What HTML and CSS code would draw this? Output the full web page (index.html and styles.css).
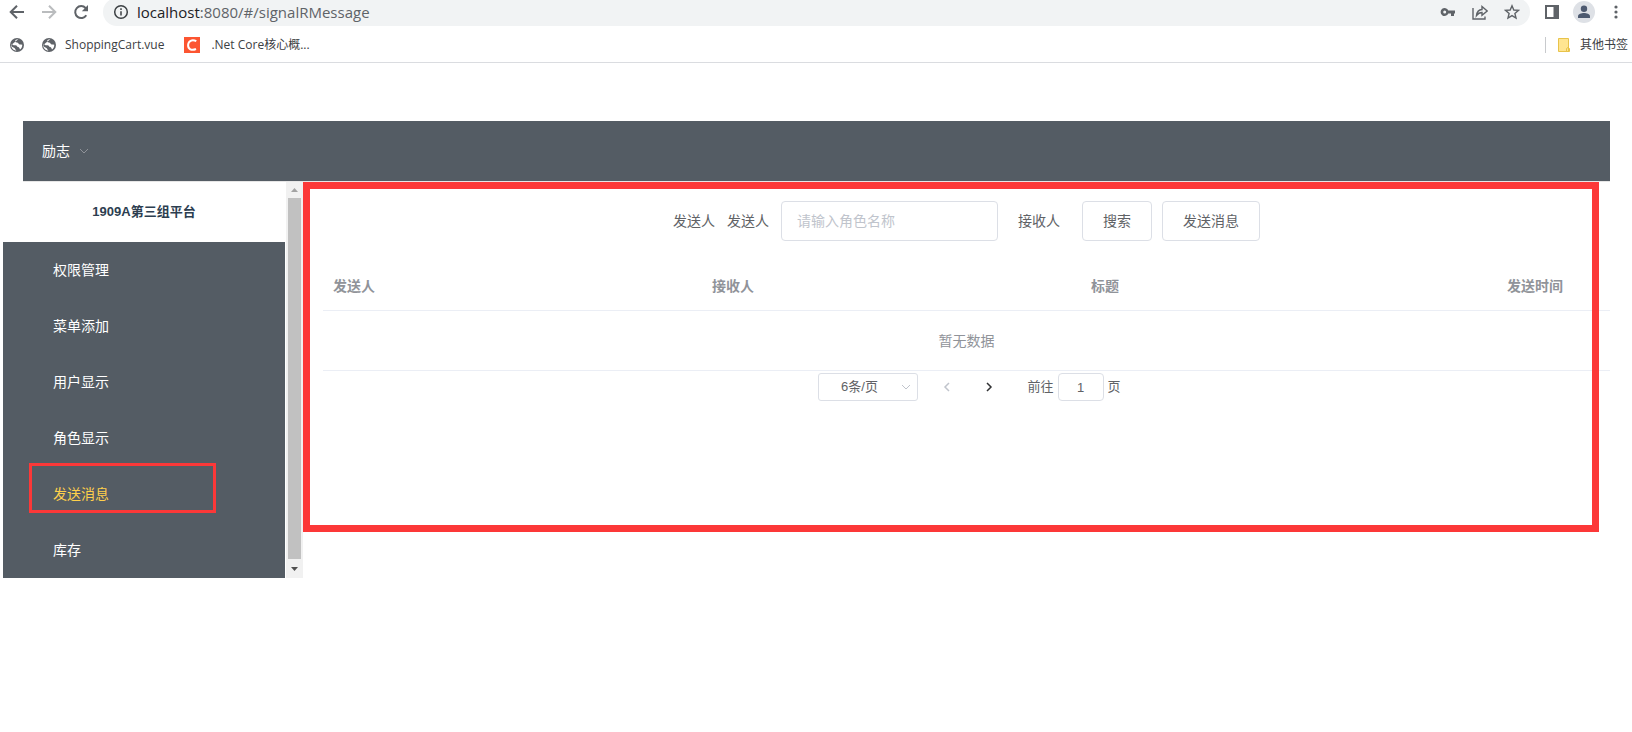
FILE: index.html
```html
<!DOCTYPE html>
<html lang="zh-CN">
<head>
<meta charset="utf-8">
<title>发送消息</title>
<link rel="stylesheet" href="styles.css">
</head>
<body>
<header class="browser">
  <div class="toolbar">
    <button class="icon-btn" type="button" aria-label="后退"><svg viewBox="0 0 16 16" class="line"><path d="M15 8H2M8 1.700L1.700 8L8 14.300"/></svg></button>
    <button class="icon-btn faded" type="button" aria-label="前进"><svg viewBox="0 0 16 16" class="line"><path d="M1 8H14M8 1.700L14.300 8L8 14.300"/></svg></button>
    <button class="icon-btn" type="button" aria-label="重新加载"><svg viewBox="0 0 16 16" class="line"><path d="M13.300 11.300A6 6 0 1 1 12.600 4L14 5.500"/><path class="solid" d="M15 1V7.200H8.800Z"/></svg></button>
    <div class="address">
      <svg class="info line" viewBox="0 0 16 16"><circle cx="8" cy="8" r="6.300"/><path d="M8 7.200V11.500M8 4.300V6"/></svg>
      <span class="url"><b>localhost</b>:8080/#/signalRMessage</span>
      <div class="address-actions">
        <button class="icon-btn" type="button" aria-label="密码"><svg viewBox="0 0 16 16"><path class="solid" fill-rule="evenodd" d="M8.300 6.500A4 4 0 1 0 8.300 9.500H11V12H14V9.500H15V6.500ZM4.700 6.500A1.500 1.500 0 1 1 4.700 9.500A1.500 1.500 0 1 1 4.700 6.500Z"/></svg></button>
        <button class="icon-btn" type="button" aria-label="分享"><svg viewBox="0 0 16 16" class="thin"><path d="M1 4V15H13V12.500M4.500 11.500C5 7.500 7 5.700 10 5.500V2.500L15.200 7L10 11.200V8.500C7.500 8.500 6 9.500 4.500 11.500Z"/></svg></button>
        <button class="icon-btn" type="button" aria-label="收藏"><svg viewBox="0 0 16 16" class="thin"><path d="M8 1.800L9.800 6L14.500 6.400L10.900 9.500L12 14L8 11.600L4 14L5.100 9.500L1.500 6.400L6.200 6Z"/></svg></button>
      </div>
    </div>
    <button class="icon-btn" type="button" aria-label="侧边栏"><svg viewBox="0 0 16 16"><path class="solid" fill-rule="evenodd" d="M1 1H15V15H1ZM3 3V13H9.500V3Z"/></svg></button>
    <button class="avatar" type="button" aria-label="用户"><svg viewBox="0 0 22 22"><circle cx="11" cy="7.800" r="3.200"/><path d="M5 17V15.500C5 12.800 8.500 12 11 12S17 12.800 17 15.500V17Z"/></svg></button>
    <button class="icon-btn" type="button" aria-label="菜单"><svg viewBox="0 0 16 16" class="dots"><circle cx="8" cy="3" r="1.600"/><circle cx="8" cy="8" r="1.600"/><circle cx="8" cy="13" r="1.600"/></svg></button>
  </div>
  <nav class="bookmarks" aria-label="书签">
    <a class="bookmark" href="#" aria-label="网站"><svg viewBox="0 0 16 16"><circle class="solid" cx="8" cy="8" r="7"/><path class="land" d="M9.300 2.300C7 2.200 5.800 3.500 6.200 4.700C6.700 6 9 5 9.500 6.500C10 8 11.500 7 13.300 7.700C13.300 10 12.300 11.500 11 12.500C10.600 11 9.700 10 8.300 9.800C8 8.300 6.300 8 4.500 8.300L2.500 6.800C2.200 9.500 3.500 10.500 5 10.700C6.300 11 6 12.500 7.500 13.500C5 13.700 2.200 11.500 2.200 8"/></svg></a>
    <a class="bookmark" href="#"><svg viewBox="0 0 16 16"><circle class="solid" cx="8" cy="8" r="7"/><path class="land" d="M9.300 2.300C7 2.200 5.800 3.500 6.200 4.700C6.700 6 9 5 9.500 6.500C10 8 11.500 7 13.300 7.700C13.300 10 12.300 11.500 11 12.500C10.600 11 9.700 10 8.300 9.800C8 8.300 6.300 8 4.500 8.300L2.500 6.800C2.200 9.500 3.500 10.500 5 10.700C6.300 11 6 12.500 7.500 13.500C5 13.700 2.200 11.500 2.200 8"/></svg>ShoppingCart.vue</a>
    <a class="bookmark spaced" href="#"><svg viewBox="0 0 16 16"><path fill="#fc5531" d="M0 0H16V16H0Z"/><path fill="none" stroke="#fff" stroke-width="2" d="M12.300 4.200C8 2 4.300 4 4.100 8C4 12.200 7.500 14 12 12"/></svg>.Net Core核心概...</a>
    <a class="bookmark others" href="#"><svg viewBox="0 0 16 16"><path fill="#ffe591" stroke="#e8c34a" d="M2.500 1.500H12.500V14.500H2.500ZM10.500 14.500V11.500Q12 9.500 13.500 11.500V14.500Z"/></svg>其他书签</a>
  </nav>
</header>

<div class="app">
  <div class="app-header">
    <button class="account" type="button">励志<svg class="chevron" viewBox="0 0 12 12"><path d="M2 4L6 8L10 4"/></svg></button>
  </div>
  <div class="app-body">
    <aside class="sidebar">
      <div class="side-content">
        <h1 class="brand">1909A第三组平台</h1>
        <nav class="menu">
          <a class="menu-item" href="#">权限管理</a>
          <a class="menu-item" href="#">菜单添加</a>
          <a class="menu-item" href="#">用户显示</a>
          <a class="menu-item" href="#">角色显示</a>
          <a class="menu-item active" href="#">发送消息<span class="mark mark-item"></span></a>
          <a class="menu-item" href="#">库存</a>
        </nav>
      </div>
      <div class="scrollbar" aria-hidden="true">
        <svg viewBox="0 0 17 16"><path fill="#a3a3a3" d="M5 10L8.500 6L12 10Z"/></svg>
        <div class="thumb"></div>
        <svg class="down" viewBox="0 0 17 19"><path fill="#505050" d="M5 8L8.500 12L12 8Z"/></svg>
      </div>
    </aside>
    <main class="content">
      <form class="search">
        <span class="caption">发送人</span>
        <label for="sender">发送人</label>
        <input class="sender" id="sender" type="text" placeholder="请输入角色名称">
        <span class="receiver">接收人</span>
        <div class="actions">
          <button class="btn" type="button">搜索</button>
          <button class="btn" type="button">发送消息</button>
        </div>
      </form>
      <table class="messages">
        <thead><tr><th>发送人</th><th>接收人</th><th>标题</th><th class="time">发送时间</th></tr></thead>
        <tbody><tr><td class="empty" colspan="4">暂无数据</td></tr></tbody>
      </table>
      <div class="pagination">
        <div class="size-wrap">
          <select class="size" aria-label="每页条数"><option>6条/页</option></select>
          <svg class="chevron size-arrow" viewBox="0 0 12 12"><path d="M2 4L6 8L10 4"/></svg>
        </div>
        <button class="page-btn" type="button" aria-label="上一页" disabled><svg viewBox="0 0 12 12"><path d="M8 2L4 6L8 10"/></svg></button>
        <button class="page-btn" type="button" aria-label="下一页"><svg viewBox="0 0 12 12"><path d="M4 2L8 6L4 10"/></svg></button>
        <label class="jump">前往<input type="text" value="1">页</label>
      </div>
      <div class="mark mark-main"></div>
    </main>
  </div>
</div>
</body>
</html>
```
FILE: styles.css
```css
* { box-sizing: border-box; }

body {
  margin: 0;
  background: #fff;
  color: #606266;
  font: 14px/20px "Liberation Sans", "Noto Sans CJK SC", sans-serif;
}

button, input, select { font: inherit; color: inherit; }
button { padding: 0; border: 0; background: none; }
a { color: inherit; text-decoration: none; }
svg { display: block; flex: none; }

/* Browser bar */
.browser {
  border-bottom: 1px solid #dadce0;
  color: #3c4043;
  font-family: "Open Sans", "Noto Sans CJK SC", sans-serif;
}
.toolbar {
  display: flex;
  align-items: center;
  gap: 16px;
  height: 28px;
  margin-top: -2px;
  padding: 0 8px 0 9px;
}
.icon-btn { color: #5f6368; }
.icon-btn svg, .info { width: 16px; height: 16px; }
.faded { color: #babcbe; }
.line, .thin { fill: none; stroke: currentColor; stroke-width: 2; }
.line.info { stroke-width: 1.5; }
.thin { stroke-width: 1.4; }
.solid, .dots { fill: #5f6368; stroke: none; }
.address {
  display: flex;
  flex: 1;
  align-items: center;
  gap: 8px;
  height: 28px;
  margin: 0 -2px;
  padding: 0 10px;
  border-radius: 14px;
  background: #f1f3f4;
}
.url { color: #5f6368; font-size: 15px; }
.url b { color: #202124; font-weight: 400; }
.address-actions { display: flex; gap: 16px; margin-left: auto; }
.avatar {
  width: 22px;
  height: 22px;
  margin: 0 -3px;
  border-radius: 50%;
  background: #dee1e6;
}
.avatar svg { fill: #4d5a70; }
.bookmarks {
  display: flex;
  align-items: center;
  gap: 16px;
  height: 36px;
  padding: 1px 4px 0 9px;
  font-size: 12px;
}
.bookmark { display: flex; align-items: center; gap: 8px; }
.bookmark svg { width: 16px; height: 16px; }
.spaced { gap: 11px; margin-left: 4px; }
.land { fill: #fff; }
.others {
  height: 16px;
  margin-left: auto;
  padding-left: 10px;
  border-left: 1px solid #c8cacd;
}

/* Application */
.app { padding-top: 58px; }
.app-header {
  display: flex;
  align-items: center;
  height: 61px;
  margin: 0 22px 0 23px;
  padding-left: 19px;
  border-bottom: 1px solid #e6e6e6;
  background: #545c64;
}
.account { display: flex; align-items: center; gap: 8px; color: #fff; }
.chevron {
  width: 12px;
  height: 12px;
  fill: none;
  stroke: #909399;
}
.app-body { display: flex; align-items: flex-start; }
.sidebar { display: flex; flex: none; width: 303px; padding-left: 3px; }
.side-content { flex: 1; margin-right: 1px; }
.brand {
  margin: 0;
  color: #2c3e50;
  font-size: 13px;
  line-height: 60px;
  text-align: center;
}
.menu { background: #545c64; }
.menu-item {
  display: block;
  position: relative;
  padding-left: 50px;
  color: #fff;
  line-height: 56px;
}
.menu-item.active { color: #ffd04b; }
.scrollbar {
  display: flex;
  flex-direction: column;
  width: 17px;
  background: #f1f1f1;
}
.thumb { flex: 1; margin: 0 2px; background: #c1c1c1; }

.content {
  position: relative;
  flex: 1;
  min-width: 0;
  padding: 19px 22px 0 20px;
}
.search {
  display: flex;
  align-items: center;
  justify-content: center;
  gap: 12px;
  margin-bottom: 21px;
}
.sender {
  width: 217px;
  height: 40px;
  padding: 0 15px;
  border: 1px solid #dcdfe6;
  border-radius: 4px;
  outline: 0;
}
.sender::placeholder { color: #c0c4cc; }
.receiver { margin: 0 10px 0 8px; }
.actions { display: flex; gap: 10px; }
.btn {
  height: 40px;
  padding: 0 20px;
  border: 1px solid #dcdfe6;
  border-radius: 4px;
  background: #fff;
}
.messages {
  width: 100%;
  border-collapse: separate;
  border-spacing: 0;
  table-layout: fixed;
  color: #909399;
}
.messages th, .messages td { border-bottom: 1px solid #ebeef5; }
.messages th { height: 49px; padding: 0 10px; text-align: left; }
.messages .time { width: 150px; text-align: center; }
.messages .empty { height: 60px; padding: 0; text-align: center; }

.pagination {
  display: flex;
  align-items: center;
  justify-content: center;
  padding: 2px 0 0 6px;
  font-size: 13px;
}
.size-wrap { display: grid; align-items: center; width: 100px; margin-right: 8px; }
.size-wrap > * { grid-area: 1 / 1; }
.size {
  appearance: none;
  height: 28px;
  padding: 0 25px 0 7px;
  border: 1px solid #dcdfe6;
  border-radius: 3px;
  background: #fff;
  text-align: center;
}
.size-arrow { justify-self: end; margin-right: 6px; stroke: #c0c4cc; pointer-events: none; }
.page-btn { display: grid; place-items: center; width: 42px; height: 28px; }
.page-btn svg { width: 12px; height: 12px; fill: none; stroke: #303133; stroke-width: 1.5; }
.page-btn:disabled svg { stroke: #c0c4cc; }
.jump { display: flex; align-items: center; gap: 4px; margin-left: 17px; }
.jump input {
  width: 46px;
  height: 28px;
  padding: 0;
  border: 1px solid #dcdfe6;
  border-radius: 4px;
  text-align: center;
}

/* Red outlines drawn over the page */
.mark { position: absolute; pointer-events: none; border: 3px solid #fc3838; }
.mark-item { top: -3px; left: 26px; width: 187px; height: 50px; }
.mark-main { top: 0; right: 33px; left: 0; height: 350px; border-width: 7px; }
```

● Set task:
Read through the lines above and collect those that contain the string "styles".

● Response:
What HTML and CSS code would draw this? Output the full web page (index.html and styles.css).
<link rel="stylesheet" href="styles.css">
FILE: styles.css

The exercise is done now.